**WRITTEN PROBLEM:** Among the lines listed below, count those that include the string "this", and state only the count.

**RECORDS:**
begin

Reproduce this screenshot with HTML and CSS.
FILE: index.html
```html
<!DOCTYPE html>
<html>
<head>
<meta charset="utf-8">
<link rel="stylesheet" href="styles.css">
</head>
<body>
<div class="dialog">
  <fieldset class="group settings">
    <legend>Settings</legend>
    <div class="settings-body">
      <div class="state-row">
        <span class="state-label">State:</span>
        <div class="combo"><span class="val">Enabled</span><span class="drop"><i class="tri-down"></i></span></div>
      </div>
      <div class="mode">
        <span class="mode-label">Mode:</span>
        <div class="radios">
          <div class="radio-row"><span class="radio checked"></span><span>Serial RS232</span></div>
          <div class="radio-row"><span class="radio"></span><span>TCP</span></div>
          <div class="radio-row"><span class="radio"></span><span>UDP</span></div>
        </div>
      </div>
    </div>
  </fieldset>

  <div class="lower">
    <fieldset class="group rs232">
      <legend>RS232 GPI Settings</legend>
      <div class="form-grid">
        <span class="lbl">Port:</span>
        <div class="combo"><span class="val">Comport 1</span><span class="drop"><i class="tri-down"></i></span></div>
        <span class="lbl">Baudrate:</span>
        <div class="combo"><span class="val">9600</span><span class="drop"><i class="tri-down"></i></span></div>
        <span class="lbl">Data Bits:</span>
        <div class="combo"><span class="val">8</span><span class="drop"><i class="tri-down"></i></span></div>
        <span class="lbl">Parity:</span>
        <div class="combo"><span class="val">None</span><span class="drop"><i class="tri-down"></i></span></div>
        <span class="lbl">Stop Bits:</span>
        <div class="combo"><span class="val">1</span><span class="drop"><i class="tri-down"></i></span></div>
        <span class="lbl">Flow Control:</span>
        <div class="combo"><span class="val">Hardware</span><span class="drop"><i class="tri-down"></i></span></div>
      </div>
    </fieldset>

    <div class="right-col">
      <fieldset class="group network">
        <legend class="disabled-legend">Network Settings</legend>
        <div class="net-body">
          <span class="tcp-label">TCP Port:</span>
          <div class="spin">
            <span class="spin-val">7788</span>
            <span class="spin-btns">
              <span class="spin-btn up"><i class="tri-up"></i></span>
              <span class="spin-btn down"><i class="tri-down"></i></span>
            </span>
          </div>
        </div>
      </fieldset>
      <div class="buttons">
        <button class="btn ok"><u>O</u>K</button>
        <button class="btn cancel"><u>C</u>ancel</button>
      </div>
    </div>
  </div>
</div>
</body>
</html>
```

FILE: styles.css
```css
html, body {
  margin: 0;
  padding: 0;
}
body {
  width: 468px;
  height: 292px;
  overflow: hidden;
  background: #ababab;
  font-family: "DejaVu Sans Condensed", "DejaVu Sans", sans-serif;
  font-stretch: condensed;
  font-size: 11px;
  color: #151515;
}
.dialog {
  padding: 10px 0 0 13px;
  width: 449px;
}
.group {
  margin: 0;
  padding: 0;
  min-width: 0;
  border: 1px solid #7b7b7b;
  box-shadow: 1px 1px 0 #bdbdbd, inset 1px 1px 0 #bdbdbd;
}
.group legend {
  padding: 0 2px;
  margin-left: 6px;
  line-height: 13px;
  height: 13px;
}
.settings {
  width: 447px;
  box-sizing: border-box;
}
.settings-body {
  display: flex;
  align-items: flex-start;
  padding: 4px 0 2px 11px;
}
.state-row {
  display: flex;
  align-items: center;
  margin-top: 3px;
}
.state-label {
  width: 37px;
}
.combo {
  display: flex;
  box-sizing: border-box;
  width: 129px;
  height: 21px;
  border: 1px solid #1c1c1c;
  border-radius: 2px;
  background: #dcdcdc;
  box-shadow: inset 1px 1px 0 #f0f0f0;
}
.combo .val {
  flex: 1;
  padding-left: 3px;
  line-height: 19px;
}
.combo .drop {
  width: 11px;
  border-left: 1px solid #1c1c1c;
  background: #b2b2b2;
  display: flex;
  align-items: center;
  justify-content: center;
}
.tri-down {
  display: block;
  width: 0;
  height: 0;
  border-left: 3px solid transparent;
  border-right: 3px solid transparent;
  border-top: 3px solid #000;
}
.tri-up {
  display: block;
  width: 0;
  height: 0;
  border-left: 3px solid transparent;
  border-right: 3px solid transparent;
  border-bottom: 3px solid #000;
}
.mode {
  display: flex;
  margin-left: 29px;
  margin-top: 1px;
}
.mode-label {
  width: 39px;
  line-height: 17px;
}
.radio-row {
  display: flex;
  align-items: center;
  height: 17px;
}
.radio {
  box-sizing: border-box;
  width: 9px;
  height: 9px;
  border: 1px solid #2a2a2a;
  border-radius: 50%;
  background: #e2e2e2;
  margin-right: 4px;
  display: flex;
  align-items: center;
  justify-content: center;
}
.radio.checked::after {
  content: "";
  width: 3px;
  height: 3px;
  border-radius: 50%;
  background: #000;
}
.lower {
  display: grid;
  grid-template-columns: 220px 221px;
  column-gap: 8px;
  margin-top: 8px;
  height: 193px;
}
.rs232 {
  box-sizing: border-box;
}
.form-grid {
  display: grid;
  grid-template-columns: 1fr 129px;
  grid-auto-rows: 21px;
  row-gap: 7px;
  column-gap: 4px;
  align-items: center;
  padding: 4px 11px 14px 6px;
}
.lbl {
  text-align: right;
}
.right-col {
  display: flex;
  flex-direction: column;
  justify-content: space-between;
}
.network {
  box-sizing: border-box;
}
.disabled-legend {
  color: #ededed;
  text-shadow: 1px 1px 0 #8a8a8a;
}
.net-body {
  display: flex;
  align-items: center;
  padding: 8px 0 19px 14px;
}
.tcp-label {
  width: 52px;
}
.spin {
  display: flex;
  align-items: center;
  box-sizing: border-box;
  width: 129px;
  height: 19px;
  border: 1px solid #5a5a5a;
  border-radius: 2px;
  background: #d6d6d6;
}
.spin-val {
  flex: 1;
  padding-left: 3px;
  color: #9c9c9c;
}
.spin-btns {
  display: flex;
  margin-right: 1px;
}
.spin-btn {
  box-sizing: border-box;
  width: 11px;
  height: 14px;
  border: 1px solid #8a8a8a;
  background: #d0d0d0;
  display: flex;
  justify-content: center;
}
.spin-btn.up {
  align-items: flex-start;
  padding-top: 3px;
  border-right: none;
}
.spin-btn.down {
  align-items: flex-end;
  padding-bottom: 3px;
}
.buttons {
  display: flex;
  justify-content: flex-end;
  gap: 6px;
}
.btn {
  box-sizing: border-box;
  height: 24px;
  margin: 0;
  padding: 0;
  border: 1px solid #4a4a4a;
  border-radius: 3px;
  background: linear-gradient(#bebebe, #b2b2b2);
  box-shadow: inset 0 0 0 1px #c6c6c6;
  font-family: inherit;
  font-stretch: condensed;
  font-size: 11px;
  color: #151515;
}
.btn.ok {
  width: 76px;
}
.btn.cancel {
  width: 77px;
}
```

end
begin

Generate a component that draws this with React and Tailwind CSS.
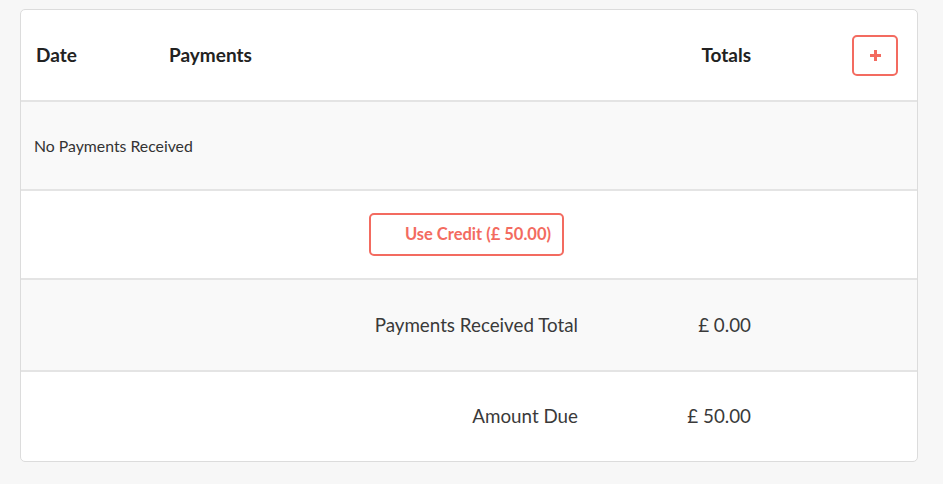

end

**THE COMPLETED TASK:** 2